Totem's storied history

The history between colonists and First Nations resonates powerfully in many of the stories these exhibits tell; most notably in the original totem pole that stood in Stanley Park. (The one that millions of tourists photograph every year? It’s a fibreglass replica.) 

There’s an unsettling piece of symbolism here in how First Nations culture has been appropriated and recast. While the culture was suppressed, pieces of its iconography were cherry-picked and used to promote the new, colonial culture. The totem appears in the City of Vancouver coat of arms to this day.

What’s more, the totem isn’t even Coast Salish in design; it was originally commissioned for a Kwakwa̱ka̱’wakw chief in Alert Bay around the turn of the 20th century. It also appeared in the dubious 1914 documentary movie In the Land of the Headhunters

Many other exhibits in Unbelievable reveal stories within stories in the same way. As if mimicking these many-faceted artifacts, the exhibition’s walls are dotted with mirrors and shiny surfaces that reflect and distort what’s on display. 

Other well known Vancouver symbols making an appearance include the illuminated red ‘R’ that sat atop the Ridge Theatre (again, replaced by a modern version today) and a full-scale bronze-cast model of Stanley Park’s Girl in a Wet Suit, in itself a cheeky copy of Copenhagen’s Little Mermaid. Its presence in the museum’s collection is a mystery.  

There’s also a copy of the plaque embedded underneath the statue of Gassy Jack in Gastown, which claims that Vancouver was named by pioneers on that very spot – a complete falsehood, says Dreicer, who adds that the statue had changed location several times as well. 

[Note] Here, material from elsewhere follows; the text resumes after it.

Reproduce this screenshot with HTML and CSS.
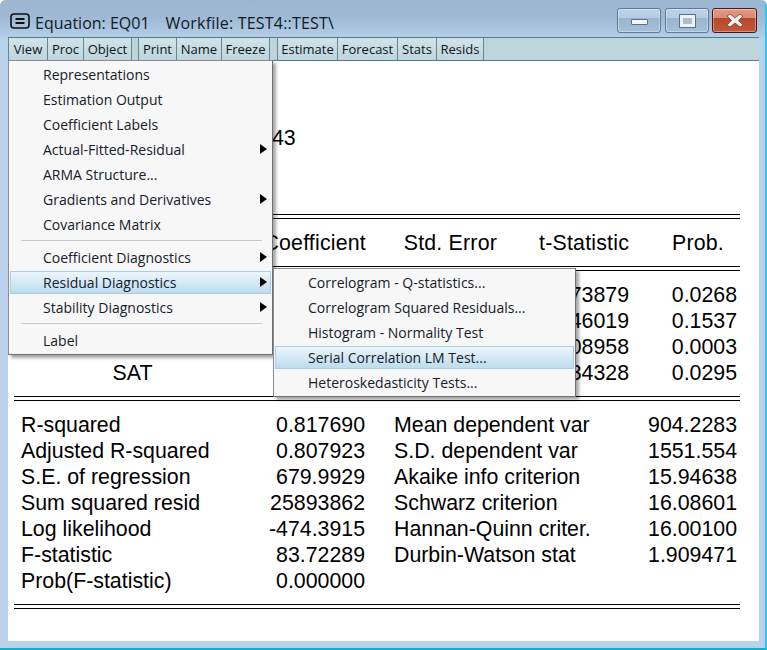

The role of media and museums

Occupying a central position in the room is a printing press dating back to around 1880, originally used by the local Daily Advertiser. It points to the troubling prevalence of “alternative facts” that has led to distrust in the traditional distributors of facts.  

The stillness of the old press, which once gave physical form to thousands of stories, is almost unnerving. Dreicer says he hopes it will make people think about the crisis in local journalism and where our facts come from.  

This also turns the lens back on to the museum itself and its responsibility toward the truth. 

“Part of this exhibition is getting people to think about museums too,” Dreicer says. “… I think museums have a super-important role to play in telling stories and engaging people in their stories and helping people create stories together.”  

That is what creates community – a word that may not be as cosy as we regard it, Dreicer says. 

“Stories include people or exclude them. It’s the same with community. This idea of community, people think it’s inclusion but it’s also automatically exclusion.

“The stories we believe, that’s what determines our community. The role of museums is to help people explore what their community is, who’s left in and who’s left out.  

“There are a lot of unbelievable things of all kinds around that.”

Unbelievable opens on Saturday, June 24 and runs through Sept. 24 at the Museum of Vancouver.